In summary, with a well-designed periodic frequency modulation strategy, the proposed algorithm achieves an effective suppression of injection-related and switching-related noise while maintaining sensorless control performance.

6. Conclusions

This paper proposes a high-frequency injection scheme based on periodic frequency modulation, which effectively reduces audible noise caused by high-frequency signals and switching signals. This study provides a detailed analysis of the current response under periodic variations in carrier frequency and injected square-wave cycles. From the perspective of FFT spectrum analysis, the proposed method reduces signal spikes and spreads the spectrum over a wider frequency range, thereby achieving noise reduction.

To ensure that the periodic frequency modulation method mitigates high-frequency noise without compromising the accuracy of the sensorless control system, this paper introduces a demodulation method based on the measurement-axis reference frame. This approach effectively extracts rotor position information from the periodically excited high-frequency current.
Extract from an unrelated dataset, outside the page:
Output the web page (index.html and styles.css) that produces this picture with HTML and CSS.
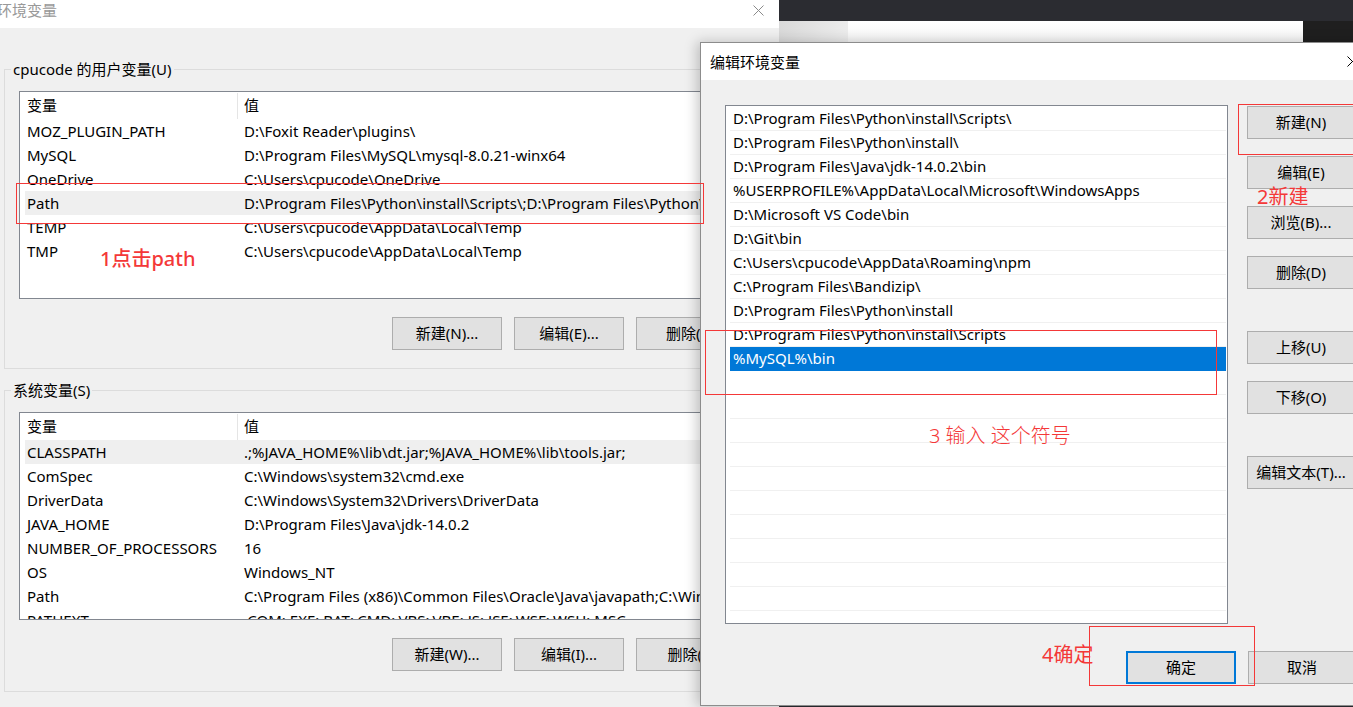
FILE: index.html
```html
<!DOCTYPE html>
<html>
    <head>
        <meta charset="utf-8">
        <title>编辑环境变量</title>
        <link rel="stylesheet" href="styles.css">
    </head>
    <body>
        <div class="backdrop">
            <div class="bd-grey"></div>
            <div class="bd-white"></div>
            <div class="bd-dark"></div>
        </div>

        <!-- 环境变量 窗口 -->
        <div class="win env">
            <div class="titlebar inactive">
                <span class="title">环境变量</span>
                <span class="close"><svg width="11" height="11" viewBox="0 0 11 11"><path d="M0.5 0.5L10.5 10.5M10.5 0.5L0.5 10.5" stroke="#8a8a8a" stroke-width="1"/></svg></span>
            </div>
            <div class="env-body">
                <div class="group user">
                    <div class="group-title">cpucode 的用户变量(U)</div>
                    <div class="listview">
                        <div class="lv-head"><div class="c1">变量</div><div class="c2">值</div></div>
                        <div class="lv-row"><div class="c1">MOZ_PLUGIN_PATH</div><div class="c2">D:\Foxit Reader\plugins\</div></div>
                        <div class="lv-row"><div class="c1">MySQL</div><div class="c2">D:\Program Files\MySQL\mysql-8.0.21-winx64</div></div>
                        <div class="lv-row"><div class="c1">OneDrive</div><div class="c2">C:\Users\cpucode\OneDrive</div></div>
                        <div class="lv-row sel"><div class="c1">Path</div><div class="c2">D:\Program Files\Python\install\Scripts\;D:\Program Files\Python\install\;D:\Program Files\Java</div></div>
                        <div class="lv-row"><div class="c1">TEMP</div><div class="c2">C:\Users\cpucode\AppData\Local\Temp</div></div>
                        <div class="lv-row"><div class="c1">TMP</div><div class="c2">C:\Users\cpucode\AppData\Local\Temp</div></div>
                    </div>
                    <div class="btn-row">
                        <div class="btn">新建(N)...</div>
                        <div class="btn">编辑(E)...</div>
                        <div class="btn">删除(D)</div>
                    </div>
                </div>
                <div class="group system">
                    <div class="group-title">系统变量(S)</div>
                    <div class="listview">
                        <div class="lv-head"><div class="c1">变量</div><div class="c2">值</div></div>
                        <div class="lv-row sel"><div class="c1">CLASSPATH</div><div class="c2">.;%JAVA_HOME%\lib\dt.jar;%JAVA_HOME%\lib\tools.jar;</div></div>
                        <div class="lv-row"><div class="c1">ComSpec</div><div class="c2">C:\Windows\system32\cmd.exe</div></div>
                        <div class="lv-row"><div class="c1">DriverData</div><div class="c2">C:\Windows\System32\Drivers\DriverData</div></div>
                        <div class="lv-row"><div class="c1">JAVA_HOME</div><div class="c2">D:\Program Files\Java\jdk-14.0.2</div></div>
                        <div class="lv-row"><div class="c1">NUMBER_OF_PROCESSORS</div><div class="c2">16</div></div>
                        <div class="lv-row"><div class="c1">OS</div><div class="c2">Windows_NT</div></div>
                        <div class="lv-row"><div class="c1">Path</div><div class="c2">C:\Program Files (x86)\Common Files\Oracle\Java\javapath;C:\Windows\system32</div></div>
                        <div class="lv-row"><div class="c1">PATHEXT</div><div class="c2">.COM;.EXE;.BAT;.CMD;.VBS;.VBE;.JS;.JSE;.WSF;.WSH;.MSC</div></div>
                    </div>
                    <div class="btn-row">
                        <div class="btn">新建(W)...</div>
                        <div class="btn">编辑(I)...</div>
                        <div class="btn">删除(L)</div>
                    </div>
                </div>
            </div>
        </div>

        <!-- 编辑环境变量 对话框 -->
        <div class="win edit">
            <div class="titlebar">
                <span class="title">编辑环境变量</span>
                <span class="close"><svg width="11" height="11" viewBox="0 0 11 11"><path d="M0.5 0.5L10.5 10.5M10.5 0.5L0.5 10.5" stroke="#000" stroke-width="1"/></svg></span>
            </div>
            <div class="edit-body">
                <div class="edit-main">
                    <div class="pathlist">
                        <div class="pl-row">D:\Program Files\Python\install\Scripts\</div>
                        <div class="pl-row">D:\Program Files\Python\install\</div>
                        <div class="pl-row">D:\Program Files\Java\jdk-14.0.2\bin</div>
                        <div class="pl-row">%USERPROFILE%\AppData\Local\Microsoft\WindowsApps</div>
                        <div class="pl-row">D:\Microsoft VS Code\bin</div>
                        <div class="pl-row">D:\Git\bin</div>
                        <div class="pl-row">C:\Users\cpucode\AppData\Roaming\npm</div>
                        <div class="pl-row">C:\Program Files\Bandizip\</div>
                        <div class="pl-row">D:\Program Files\Python\install</div>
                        <div class="pl-row">D:\Program Files\Python\install\Scripts</div>
                        <div class="pl-row sel">%MySQL%\bin</div>
                        <div class="pl-row"></div>
                        <div class="pl-row"></div>
                        <div class="pl-row"></div>
                        <div class="pl-row"></div>
                        <div class="pl-row"></div>
                        <div class="pl-row"></div>
                        <div class="pl-row"></div>
                        <div class="pl-row"></div>
                        <div class="pl-row"></div>
                        <div class="pl-row"></div>
                    </div>
                    <div class="side-btns">
                        <div class="btn">新建(N)</div>
                        <div class="btn">编辑(E)</div>
                        <div class="btn">浏览(B)...</div>
                        <div class="btn gap">删除(D)</div>
                        <div class="btn">上移(U)</div>
                        <div class="btn gap">下移(O)</div>
                        <div class="btn">编辑文本(T)...</div>
                    </div>
                </div>
                <div class="foot-btns">
                    <div class="btn ok">确定</div>
                    <div class="btn cancel">取消</div>
                </div>
            </div>
        </div>

        <!-- 标注 -->
        <div class="mark m1"></div>
        <div class="note n1">1点击path</div>
        <div class="mark m2"></div>
        <div class="note n2">2新建</div>
        <div class="mark m3"></div>
        <div class="note n3">3 输入 这个符号</div>
        <div class="mark m4"></div>
        <div class="note n4">4确定</div>
    </body>
</html>
```

FILE: styles.css
```css
* {margin: 0px;padding: 0px;box-sizing: border-box;}
body {width: 1353px;height: 707px;overflow: hidden;position: relative;background-color: #2b2c31;font-family: "Noto Sans", "Noto Sans CJK SC", sans-serif;font-size: 15px;color: #000;}

.backdrop {position: absolute;left: 779px;top: 21px;right: 0;height: 22px;display: flex;}
.bd-grey {width: 69px;background: linear-gradient(to right, #d9d9d9, #ececec);}
.bd-white {width: 455px;background: linear-gradient(to bottom, #fff, #f4f4f4);}
.bd-dark {flex: 1;background-color: #1f1f1f;}

.win {position: absolute;background-color: #f0f0f0;}
.titlebar {background-color: #fff;display: flex;justify-content: space-between;align-items: center;}
.titlebar .close {width: 46px;display: flex;justify-content: center;align-items: center;}
.titlebar .close svg {display: block;}

/* 环境变量 */
.env {left: 0;top: 0;width: 779px;height: 707px;}
.env .titlebar {height: 28px;align-items: flex-start;}
.env .title {color: #999;line-height: 20px;margin-left: -3px;}
.env .close {height: 20px;width: 42px;}
.env-body {padding: 41px 7px 0 4px;}
.group {position: relative;border: 1px solid #dcdcdc;padding: 21px 14px 0;}
.group.user {height: 300px;}
.group.system {height: 302px;margin-top: 21px;}
.group-title {position: absolute;left: 6px;top: -11px;background-color: #f0f0f0;padding: 0 2px;line-height: 20px;}
.listview {height: 208px;border: 1px solid #828790;background-color: #fff;overflow: hidden;}
.lv-head {display: flex;height: 27px;line-height: 27px;}
.lv-head .c1 {width: 218px;padding-left: 7px;border-right: 1px solid #e5e5e5;margin: 1px 0 0;line-height: 25px;}
.lv-head .c2 {padding-left: 6px;}
.lv-row {display: flex;height: 24px;line-height: 24px;margin-left: 5px;white-space: nowrap;}
.lv-row .c1 {width: 212px;padding-left: 2px;flex-shrink: 0;}
.lv-row .c2 {padding-left: 7px;}
.lv-row.sel {background-color: #efefef;}

.btn {height: 33px;line-height: 31px;text-align: center;background-color: #e1e1e1;border: 1px solid #adadad;white-space: nowrap;overflow: hidden;}
.btn-row {display: flex;justify-content: flex-end;gap: 12px;padding-right: 11px;margin-top: 18px;}
.btn-row .btn {width: 110px;}

/* 编辑环境变量 */
.edit {left: 700px;top: 42px;width: 676px;height: 664px;border: 1px solid #8c8c8c;box-shadow: -3px 0 12px rgba(0, 0, 0, 0.22);}
.edit .titlebar {height: 37px;}
.edit .title {padding-left: 9px;}
.edit .close {height: 37px;}
.edit-body {padding: 25px 0 0 24px;}
.edit-main {display: flex;}
.pathlist {width: 503px;height: 519px;border: 1px solid #828790;background-color: #fff;padding: 1px 1px 0 4px;overflow: hidden;}
.pl-row {height: 24px;line-height: 23px;border-bottom: 1px solid #f0f0f0;padding-left: 3px;white-space: nowrap;}
.pl-row.sel {background-color: #0078d7;color: #fff;border-bottom-color: #0078d7;}
.side-btns {margin-left: 19px;width: 108px;padding-top: 1px;display: flex;flex-direction: column;gap: 17px;}
.side-btns .gap {margin-bottom: 25px;}
.foot-btns {display: flex;justify-content: flex-end;gap: 12px;margin-top: 27px;width: 631px;}
.foot-btns .ok {width: 110px;border: 2px solid #0078d7;line-height: 29px;}
.foot-btns .cancel {width: 108px;}

/* 标注 */
.mark {position: absolute;border: 1px solid #f43838;}
.m1 {left: 16px;top: 183px;width: 688px;height: 41px;}
.m2 {left: 705px;top: 330px;width: 512px;height: 65px;}
.m3 {left: 1238px;top: 104px;width: 130px;height: 51px;}
.m4 {left: 1089px;top: 626px;width: 166px;height: 60px;}
.note {position: absolute;color: #f43838;font-size: 20px;line-height: 24px;white-space: nowrap;}
.n1 {left: 100px;top: 247px;font-weight: 500;}
.n2 {left: 1257px;top: 185px;}
.n3 {left: 929px;top: 424px;font-weight: 300;}
.n4 {left: 1042px;top: 643px;}
```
Theoretical and experimental results demonstrate that the proposed method broadens the frequency distribution of the high-frequency injection response, reducing noise while simultaneously suppressing noise generated by switching signals. The sensorless control scheme is validated on a 0.4 kW IPMSM platform, evaluating both steady-state and dynamic performance during low-speed operation. Additionally, the phase current spectrum of the experimental motor is analyzed, confirming the effectiveness of the proposed noise mitigation method.